DO THIS: Copy out the whole listing exactly as written, leaving the pictures behind.

GIVEN MATERIAL:

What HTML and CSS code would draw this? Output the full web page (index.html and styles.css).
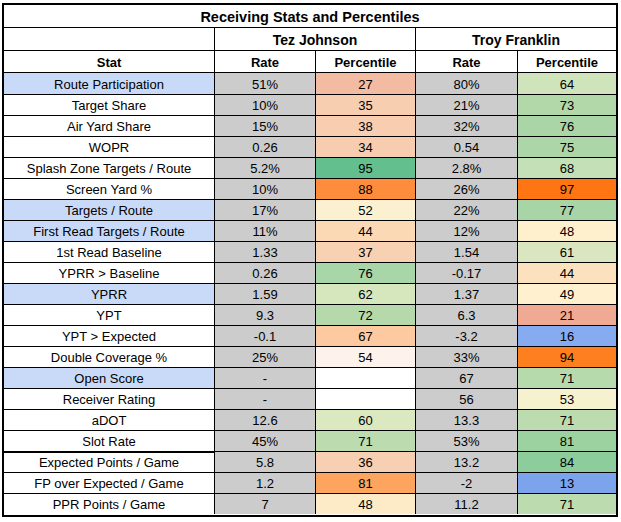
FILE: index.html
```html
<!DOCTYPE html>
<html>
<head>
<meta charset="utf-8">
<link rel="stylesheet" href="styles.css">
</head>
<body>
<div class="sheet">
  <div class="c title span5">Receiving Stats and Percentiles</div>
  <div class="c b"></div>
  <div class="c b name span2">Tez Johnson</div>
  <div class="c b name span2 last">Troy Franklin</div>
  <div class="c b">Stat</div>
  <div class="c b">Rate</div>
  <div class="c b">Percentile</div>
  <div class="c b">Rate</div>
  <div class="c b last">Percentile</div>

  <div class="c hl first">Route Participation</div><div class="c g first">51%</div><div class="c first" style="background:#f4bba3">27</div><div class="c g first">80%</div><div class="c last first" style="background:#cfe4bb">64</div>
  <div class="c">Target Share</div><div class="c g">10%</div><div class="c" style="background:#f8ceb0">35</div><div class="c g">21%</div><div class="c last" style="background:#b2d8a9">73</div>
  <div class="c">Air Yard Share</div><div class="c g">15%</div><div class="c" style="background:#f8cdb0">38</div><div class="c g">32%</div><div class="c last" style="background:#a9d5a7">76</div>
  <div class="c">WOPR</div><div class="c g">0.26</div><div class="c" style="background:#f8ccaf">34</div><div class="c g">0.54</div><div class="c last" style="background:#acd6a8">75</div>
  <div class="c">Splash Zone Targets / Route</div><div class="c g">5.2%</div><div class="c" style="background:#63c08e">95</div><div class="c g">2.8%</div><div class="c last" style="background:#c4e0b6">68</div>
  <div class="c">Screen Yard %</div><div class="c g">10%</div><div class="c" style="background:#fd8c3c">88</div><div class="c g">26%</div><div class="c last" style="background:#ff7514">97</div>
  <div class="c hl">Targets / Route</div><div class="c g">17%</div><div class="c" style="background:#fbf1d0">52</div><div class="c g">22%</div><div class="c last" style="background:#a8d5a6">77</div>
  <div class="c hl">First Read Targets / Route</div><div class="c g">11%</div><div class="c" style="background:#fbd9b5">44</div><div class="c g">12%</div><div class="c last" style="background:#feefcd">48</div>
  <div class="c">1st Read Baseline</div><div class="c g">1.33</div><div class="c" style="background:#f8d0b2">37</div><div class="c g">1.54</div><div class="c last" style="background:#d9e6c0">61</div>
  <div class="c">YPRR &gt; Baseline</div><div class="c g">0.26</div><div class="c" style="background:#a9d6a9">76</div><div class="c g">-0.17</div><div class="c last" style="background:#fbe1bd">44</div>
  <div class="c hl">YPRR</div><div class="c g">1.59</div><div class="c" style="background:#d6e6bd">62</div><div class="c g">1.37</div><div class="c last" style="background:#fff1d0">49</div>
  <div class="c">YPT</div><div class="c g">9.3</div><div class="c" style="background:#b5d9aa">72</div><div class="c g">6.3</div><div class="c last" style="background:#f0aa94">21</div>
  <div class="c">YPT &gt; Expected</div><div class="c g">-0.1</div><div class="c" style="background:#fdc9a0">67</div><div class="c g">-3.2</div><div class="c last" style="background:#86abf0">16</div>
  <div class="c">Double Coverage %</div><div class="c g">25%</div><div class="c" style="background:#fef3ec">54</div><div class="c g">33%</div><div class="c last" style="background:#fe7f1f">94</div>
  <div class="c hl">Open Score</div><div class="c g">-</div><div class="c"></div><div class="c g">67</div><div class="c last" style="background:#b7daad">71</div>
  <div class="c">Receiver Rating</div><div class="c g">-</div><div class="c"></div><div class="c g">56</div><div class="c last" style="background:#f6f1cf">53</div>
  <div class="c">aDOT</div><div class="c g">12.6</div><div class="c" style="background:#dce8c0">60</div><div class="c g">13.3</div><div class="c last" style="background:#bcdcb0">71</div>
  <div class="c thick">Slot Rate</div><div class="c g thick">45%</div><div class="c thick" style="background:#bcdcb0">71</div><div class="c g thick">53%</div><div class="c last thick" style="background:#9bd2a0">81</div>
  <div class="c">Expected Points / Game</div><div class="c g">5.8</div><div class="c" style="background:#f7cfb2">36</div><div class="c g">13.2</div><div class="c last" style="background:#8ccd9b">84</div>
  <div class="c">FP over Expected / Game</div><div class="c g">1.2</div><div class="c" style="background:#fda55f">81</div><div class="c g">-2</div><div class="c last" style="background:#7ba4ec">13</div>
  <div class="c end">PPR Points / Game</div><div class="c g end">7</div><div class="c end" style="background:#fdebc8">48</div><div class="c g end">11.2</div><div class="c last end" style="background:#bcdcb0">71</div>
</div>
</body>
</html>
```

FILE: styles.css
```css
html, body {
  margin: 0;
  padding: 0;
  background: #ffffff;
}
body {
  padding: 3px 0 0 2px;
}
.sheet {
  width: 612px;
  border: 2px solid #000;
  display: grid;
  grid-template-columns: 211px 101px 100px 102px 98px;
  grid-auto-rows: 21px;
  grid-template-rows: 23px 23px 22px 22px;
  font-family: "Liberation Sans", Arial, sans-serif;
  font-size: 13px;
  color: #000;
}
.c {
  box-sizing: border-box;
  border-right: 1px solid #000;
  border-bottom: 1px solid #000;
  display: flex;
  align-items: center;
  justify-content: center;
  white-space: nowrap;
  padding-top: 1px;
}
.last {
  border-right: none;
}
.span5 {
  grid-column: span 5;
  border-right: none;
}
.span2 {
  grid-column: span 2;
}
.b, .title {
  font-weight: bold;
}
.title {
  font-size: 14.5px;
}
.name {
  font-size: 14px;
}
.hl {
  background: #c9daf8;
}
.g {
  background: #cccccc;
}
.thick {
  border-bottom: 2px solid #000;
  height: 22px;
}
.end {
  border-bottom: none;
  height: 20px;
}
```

OUTPUT OF THE TASK:
What HTML and CSS code would draw this? Output the full web page (index.html and styles.css).
FILE: index.html
```html
<!DOCTYPE html>
<html>
<head>
<meta charset="utf-8">
<link rel="stylesheet" href="styles.css">
</head>
<body>
<div class="sheet">
  <div class="c title span5">Receiving Stats and Percentiles</div>
  <div class="c b"></div>
  <div class="c b name span2">Tez Johnson</div>
  <div class="c b name span2 last">Troy Franklin</div>
  <div class="c b">Stat</div>
  <div class="c b">Rate</div>
  <div class="c b">Percentile</div>
  <div class="c b">Rate</div>
  <div class="c b last">Percentile</div>

  <div class="c hl first">Route Participation</div><div class="c g first">51%</div><div class="c first" style="background:#f4bba3">27</div><div class="c g first">80%</div><div class="c last first" style="background:#cfe4bb">64</div>
  <div class="c">Target Share</div><div class="c g">10%</div><div class="c" style="background:#f8ceb0">35</div><div class="c g">21%</div><div class="c last" style="background:#b2d8a9">73</div>
  <div class="c">Air Yard Share</div><div class="c g">15%</div><div class="c" style="background:#f8cdb0">38</div><div class="c g">32%</div><div class="c last" style="background:#a9d5a7">76</div>
  <div class="c">WOPR</div><div class="c g">0.26</div><div class="c" style="background:#f8ccaf">34</div><div class="c g">0.54</div><div class="c last" style="background:#acd6a8">75</div>
  <div class="c">Splash Zone Targets / Route</div><div class="c g">5.2%</div><div class="c" style="background:#63c08e">95</div><div class="c g">2.8%</div><div class="c last" style="background:#c4e0b6">68</div>
  <div class="c">Screen Yard %</div><div class="c g">10%</div><div class="c" style="background:#fd8c3c">88</div><div class="c g">26%</div><div class="c last" style="background:#ff7514">97</div>
  <div class="c hl">Targets / Route</div><div class="c g">17%</div><div class="c" style="background:#fbf1d0">52</div><div class="c g">22%</div><div class="c last" style="background:#a8d5a6">77</div>
  <div class="c hl">First Read Targets / Route</div><div class="c g">11%</div><div class="c" style="background:#fbd9b5">44</div><div class="c g">12%</div><div class="c last" style="background:#feefcd">48</div>
  <div class="c">1st Read Baseline</div><div class="c g">1.33</div><div class="c" style="background:#f8d0b2">37</div><div class="c g">1.54</div><div class="c last" style="background:#d9e6c0">61</div>
  <div class="c">YPRR &gt; Baseline</div><div class="c g">0.26</div><div class="c" style="background:#a9d6a9">76</div><div class="c g">-0.17</div><div class="c last" style="background:#fbe1bd">44</div>
  <div class="c hl">YPRR</div><div class="c g">1.59</div><div class="c" style="background:#d6e6bd">62</div><div class="c g">1.37</div><div class="c last" style="background:#fff1d0">49</div>
  <div class="c">YPT</div><div class="c g">9.3</div><div class="c" style="background:#b5d9aa">72</div><div class="c g">6.3</div><div class="c last" style="background:#f0aa94">21</div>
  <div class="c">YPT &gt; Expected</div><div class="c g">-0.1</div><div class="c" style="background:#fdc9a0">67</div><div class="c g">-3.2</div><div class="c last" style="background:#86abf0">16</div>
  <div class="c">Double Coverage %</div><div class="c g">25%</div><div class="c" style="background:#fef3ec">54</div><div class="c g">33%</div><div class="c last" style="background:#fe7f1f">94</div>
  <div class="c hl">Open Score</div><div class="c g">-</div><div class="c"></div><div class="c g">67</div><div class="c last" style="background:#b7daad">71</div>
  <div class="c">Receiver Rating</div><div class="c g">-</div><div class="c"></div><div class="c g">56</div><div class="c last" style="background:#f6f1cf">53</div>
  <div class="c">aDOT</div><div class="c g">12.6</div><div class="c" style="background:#dce8c0">60</div><div class="c g">13.3</div><div class="c last" style="background:#bcdcb0">71</div>
  <div class="c thick">Slot Rate</div><div class="c g thick">45%</div><div class="c thick" style="background:#bcdcb0">71</div><div class="c g thick">53%</div><div class="c last thick" style="background:#9bd2a0">81</div>
  <div class="c">Expected Points / Game</div><div class="c g">5.8</div><div class="c" style="background:#f7cfb2">36</div><div class="c g">13.2</div><div class="c last" style="background:#8ccd9b">84</div>
  <div class="c">FP over Expected / Game</div><div class="c g">1.2</div><div class="c" style="background:#fda55f">81</div><div class="c g">-2</div><div class="c last" style="background:#7ba4ec">13</div>
  <div class="c end">PPR Points / Game</div><div class="c g end">7</div><div class="c end" style="background:#fdebc8">48</div><div class="c g end">11.2</div><div class="c last end" style="background:#bcdcb0">71</div>
</div>
</body>
</html>
```

FILE: styles.css
```css
html, body {
  margin: 0;
  padding: 0;
  background: #ffffff;
}
body {
  padding: 3px 0 0 2px;
}
.sheet {
  width: 612px;
  border: 2px solid #000;
  display: grid;
  grid-template-columns: 211px 101px 100px 102px 98px;
  grid-auto-rows: 21px;
  grid-template-rows: 23px 23px 22px 22px;
  font-family: "Liberation Sans", Arial, sans-serif;
  font-size: 13px;
  color: #000;
}
.c {
  box-sizing: border-box;
  border-right: 1px solid #000;
  border-bottom: 1px solid #000;
  display: flex;
  align-items: center;
  justify-content: center;
  white-space: nowrap;
  padding-top: 1px;
}
.last {
  border-right: none;
}
.span5 {
  grid-column: span 5;
  border-right: none;
}
.span2 {
  grid-column: span 2;
}
.b, .title {
  font-weight: bold;
}
.title {
  font-size: 14.5px;
}
.name {
  font-size: 14px;
}
.hl {
  background: #c9daf8;
}
.g {
  background: #cccccc;
}
.thick {
  border-bottom: 2px solid #000;
  height: 22px;
}
.end {
  border-bottom: none;
  height: 20px;
}
```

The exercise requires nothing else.